## Set problem:
Look over the lines below. Report each one that includes the string "screenshot".

(Pages as source code)

------------------------------------------------------------------------

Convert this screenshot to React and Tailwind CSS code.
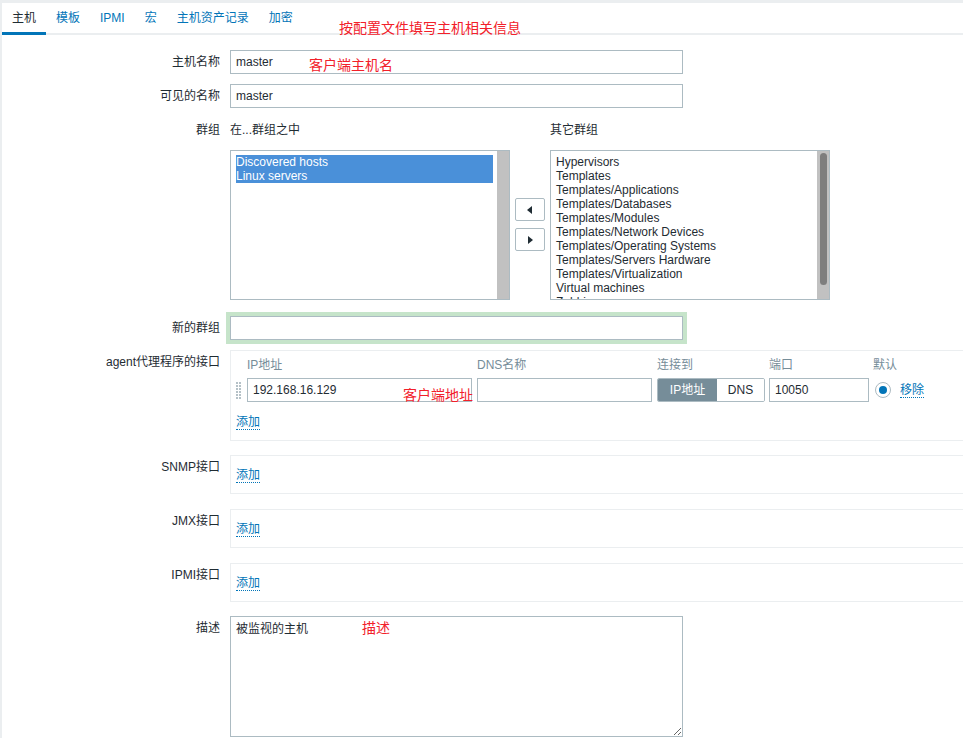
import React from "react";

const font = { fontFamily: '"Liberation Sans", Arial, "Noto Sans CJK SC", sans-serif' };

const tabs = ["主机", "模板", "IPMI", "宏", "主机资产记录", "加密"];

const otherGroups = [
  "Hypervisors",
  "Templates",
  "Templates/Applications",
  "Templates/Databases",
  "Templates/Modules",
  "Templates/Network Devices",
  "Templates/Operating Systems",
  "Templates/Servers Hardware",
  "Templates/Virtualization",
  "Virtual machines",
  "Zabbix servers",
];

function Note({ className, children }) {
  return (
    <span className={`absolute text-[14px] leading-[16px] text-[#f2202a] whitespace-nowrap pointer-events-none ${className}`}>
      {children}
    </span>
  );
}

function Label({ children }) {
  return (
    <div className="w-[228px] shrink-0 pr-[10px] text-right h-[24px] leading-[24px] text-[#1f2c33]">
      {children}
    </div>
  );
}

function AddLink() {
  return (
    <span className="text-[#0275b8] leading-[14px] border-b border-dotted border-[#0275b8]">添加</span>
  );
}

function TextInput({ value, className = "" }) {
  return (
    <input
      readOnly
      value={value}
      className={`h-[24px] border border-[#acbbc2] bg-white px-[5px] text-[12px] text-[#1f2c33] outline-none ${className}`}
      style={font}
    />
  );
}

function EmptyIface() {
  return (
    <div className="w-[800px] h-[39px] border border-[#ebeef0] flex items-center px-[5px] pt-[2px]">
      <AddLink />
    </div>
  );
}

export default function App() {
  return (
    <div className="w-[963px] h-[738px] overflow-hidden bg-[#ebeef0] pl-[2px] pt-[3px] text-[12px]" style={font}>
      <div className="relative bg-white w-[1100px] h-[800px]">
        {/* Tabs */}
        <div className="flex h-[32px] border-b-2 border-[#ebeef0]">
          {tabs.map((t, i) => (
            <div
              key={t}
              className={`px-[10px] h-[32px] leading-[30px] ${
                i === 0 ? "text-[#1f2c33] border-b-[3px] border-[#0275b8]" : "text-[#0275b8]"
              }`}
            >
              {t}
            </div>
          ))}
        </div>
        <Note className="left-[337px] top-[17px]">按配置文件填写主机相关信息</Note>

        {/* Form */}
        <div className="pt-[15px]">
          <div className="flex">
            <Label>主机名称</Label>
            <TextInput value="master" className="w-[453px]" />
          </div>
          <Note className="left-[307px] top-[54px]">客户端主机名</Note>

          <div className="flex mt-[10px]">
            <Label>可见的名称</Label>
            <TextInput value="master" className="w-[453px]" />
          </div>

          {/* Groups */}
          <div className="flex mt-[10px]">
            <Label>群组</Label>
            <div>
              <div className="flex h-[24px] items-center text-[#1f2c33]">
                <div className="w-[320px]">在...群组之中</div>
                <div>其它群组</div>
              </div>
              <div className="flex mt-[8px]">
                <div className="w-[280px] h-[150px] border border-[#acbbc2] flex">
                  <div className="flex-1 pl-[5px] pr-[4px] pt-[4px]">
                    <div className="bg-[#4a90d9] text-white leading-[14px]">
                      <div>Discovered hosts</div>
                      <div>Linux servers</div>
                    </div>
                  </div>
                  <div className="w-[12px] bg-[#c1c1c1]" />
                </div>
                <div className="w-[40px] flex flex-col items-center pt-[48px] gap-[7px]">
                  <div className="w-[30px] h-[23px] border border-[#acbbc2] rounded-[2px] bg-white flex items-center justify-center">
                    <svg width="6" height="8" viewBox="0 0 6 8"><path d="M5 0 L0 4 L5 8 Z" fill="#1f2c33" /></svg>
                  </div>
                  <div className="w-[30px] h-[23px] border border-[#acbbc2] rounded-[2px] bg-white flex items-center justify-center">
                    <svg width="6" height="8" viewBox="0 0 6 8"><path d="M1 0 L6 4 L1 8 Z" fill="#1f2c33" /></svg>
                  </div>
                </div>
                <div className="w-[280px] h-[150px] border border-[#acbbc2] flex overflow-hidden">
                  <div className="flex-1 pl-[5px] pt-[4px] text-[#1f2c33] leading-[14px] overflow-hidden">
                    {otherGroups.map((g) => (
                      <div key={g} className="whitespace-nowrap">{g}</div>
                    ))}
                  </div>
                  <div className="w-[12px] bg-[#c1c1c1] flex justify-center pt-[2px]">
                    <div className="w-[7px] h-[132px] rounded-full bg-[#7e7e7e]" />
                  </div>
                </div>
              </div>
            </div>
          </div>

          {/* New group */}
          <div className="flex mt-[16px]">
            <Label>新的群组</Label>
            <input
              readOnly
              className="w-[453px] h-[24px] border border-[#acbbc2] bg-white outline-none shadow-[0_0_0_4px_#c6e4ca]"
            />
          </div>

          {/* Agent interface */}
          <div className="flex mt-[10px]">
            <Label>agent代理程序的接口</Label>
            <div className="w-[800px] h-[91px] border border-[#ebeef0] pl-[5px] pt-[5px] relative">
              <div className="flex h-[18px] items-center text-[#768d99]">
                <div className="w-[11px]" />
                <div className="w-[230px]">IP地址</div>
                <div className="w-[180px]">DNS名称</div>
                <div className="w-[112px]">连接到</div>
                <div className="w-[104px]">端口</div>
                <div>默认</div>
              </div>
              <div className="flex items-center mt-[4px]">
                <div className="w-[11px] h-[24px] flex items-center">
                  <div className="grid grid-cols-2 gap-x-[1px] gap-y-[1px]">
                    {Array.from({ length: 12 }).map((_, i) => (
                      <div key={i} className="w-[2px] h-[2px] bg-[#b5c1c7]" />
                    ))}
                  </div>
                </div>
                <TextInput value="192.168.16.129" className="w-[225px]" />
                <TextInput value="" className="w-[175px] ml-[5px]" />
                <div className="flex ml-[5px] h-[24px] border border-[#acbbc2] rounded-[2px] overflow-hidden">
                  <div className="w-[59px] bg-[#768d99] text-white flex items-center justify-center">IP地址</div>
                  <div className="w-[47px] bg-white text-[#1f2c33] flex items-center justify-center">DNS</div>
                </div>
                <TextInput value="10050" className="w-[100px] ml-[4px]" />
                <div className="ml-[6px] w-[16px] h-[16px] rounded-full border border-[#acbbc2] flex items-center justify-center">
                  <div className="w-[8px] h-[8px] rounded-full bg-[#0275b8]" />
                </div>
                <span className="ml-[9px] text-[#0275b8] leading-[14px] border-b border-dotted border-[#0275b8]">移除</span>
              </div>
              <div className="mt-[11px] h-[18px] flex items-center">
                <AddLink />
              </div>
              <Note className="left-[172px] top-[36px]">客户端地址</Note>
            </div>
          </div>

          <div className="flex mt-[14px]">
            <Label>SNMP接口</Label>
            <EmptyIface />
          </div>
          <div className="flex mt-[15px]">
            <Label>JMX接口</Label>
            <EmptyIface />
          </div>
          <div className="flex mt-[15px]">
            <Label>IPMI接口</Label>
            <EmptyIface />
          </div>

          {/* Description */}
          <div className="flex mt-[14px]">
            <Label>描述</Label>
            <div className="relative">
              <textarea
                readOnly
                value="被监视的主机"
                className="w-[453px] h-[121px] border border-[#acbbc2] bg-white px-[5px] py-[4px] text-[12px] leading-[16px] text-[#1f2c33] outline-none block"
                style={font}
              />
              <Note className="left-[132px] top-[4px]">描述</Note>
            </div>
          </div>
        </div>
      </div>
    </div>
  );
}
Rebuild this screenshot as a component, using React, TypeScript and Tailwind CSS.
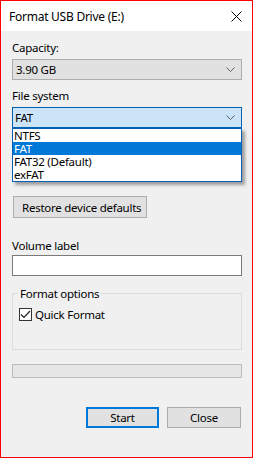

------------------------------------------------------------------------

## Worked answer:
Convert this screenshot to React and Tailwind CSS code.
Rebuild this screenshot as a component, using React, TypeScript and Tailwind CSS.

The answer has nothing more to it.